2001年春节过后不久,金志航他们到广东调查取证时,在拱北海关,有人指着澳门特区繁华地带一幢高楼说:“那就是过去的京澳公司。”得知为了清偿债务,20多层的京澳大厦的多数楼层已经**,京澳公司如今整体缩减在一个楼层后,一个个禁不住摇头叹息。
虽然,他们在后来侦破此案时为国家挽回了近8000万元损失,但因为流失的上亿元国有资产,沉痛的感觉久久无法释怀。
在金志航不算长的职业生涯中,碰到发生腐败问题的“窗口”公司,“京澳”不是第一家。他在接受《法律与生活》半月刊记者采访时说:“‘窗口’公司出问题的太多了!”
据了解,在香港和澳门回归前,像“京澳”这样的“窗口”公司由新华社香港分社或澳门分社在组织上代管,经营上自行管理。
金志航在办案中了解到,京澳公司的董事长在北京,只是偶尔管一些简单事务。而蔡季良在业务等方面也从不让人插手。他感慨地说:“腐败空间太大了。”
这种现象的出现让北京市政府非常震惊。在办理蔡季良案的过程中,北京市的开发、财政、纪委和反贪多个部门一起进行了讨论。面对蔡季良权力集于一身的情况,大家都感慨:“他的权力太大了。”他虽然握有大权,但是没有大公司的经营管理能力,财务制度不健全,也没有财务汇报程序。
金志航说:“谁来监督和制约‘窗口’公司,如何监督和制约确实是个值得探讨的问题。”通过办理蔡季良案等案件,他觉得,把不懂得经营的官员派去做总经理,即使不产生贪污受贿,也可能滋生渎职犯罪。
跨国兴讼,成功追回境外国资
2003年4月3日,北京市数额最大的局级干部经济犯罪案落下帷幕:北京城乡建设集团有限公司原副总经理兼恒万实业有限公司董事长,45岁的李化学被北京市高级人民法院判处无期徒刑。

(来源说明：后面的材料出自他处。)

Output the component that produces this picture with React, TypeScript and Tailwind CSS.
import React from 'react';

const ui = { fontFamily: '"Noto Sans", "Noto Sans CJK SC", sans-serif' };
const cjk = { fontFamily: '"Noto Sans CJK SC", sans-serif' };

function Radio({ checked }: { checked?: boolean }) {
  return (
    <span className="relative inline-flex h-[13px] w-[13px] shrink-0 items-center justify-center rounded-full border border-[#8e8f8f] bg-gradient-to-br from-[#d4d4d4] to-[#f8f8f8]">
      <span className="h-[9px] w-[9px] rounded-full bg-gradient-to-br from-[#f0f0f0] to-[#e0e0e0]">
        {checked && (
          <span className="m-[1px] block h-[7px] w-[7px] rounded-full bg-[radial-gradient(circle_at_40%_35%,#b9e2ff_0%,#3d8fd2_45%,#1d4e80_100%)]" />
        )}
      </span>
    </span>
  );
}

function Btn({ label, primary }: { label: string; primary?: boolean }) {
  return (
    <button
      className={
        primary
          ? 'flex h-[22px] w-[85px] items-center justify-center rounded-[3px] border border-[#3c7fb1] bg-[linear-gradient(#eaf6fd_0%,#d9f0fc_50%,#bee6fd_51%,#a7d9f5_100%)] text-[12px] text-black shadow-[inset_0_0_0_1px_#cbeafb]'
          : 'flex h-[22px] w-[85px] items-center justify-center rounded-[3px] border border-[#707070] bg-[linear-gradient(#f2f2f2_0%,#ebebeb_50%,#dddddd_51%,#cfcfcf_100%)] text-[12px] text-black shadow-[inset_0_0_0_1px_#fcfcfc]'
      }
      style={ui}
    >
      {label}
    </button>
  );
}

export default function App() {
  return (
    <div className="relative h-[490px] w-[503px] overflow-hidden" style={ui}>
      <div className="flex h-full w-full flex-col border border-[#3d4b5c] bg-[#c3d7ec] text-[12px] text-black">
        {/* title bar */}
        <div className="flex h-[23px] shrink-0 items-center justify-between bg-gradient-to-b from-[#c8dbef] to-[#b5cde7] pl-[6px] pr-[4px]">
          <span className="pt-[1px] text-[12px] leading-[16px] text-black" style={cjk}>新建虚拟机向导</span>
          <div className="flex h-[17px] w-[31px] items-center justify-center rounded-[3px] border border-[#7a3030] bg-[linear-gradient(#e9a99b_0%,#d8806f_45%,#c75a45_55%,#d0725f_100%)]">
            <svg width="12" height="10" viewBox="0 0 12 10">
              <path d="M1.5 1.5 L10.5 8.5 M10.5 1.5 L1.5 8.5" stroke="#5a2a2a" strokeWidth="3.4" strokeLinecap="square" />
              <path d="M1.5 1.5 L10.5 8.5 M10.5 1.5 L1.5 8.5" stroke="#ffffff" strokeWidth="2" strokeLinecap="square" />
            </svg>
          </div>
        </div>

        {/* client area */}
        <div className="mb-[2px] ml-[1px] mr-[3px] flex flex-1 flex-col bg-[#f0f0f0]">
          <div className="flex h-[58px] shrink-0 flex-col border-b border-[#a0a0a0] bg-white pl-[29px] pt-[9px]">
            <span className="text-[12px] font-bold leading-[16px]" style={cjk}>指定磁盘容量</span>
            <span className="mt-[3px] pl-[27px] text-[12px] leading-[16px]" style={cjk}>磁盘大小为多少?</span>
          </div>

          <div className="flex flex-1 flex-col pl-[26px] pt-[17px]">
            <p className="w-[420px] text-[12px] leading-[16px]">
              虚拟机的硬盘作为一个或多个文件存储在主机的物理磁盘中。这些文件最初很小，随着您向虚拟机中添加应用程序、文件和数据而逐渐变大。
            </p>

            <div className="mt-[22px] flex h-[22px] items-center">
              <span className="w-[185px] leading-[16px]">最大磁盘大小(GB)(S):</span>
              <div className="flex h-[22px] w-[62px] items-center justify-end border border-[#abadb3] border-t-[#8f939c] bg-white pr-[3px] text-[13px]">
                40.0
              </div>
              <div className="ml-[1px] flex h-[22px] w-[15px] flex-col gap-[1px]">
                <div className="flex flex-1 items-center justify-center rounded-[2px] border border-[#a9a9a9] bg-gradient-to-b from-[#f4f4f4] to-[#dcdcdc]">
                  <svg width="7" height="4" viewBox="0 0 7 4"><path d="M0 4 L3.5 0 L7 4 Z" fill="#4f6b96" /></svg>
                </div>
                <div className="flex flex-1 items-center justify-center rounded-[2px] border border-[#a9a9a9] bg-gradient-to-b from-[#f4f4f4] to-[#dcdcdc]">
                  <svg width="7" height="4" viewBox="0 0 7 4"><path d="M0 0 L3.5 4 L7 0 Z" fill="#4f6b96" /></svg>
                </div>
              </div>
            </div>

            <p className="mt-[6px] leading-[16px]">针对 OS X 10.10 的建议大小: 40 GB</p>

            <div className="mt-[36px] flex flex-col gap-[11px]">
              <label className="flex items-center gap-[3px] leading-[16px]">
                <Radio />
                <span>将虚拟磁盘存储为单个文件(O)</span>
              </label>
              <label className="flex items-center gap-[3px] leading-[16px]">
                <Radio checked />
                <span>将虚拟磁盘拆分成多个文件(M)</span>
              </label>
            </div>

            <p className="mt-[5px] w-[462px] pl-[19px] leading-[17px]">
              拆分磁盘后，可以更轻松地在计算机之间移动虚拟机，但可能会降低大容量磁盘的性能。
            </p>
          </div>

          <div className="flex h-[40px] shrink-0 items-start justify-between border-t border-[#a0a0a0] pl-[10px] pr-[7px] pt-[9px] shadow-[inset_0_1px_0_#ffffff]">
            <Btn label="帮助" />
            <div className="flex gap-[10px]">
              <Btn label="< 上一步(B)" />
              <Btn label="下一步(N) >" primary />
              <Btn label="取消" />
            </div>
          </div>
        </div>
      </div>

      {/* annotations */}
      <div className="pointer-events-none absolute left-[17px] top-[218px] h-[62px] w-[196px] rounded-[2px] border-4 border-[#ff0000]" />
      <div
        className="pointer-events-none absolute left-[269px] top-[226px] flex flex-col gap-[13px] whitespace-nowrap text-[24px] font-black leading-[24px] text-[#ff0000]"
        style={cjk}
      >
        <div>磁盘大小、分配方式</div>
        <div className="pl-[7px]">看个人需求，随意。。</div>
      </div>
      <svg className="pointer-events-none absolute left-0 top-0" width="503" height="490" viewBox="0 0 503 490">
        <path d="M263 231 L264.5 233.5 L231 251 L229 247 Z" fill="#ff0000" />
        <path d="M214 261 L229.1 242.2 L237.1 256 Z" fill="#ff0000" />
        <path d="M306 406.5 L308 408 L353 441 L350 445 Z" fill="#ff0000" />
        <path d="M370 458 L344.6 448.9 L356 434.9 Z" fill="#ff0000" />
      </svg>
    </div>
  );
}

4月15日,主办此案的北京市反贪局二处检察员彭唯良在接受《法律与生活》半月刊记者采访时说:“这个案件不仅是北京市所属局级干部数额最大的案件,而且涉案人挪用、贪污、受贿经济犯罪罪名齐全。”李化学仅贪污就高达上千万,创了北京之最。
李化学的贪污犯罪的过程发生在境外。反贪局局长王双进说:“一些犯罪分子看准了监管较为薄弱的国际贸易和国际投资领域,利用企业在外投资、经营的机会,捞取个人的利益。”他特别举了蔡季良和李化学的例子。
2000年1月1日凌晨,新世纪的太阳即将冉冉升起之时,正在接受有关部门审查的李化学突然出逃。逃跑事件引起了有关领导的高度重视,1月4日,李化学案被交给北京市检察院反贪局办理。当天,案件的初步材料到了彭唯良等人手里。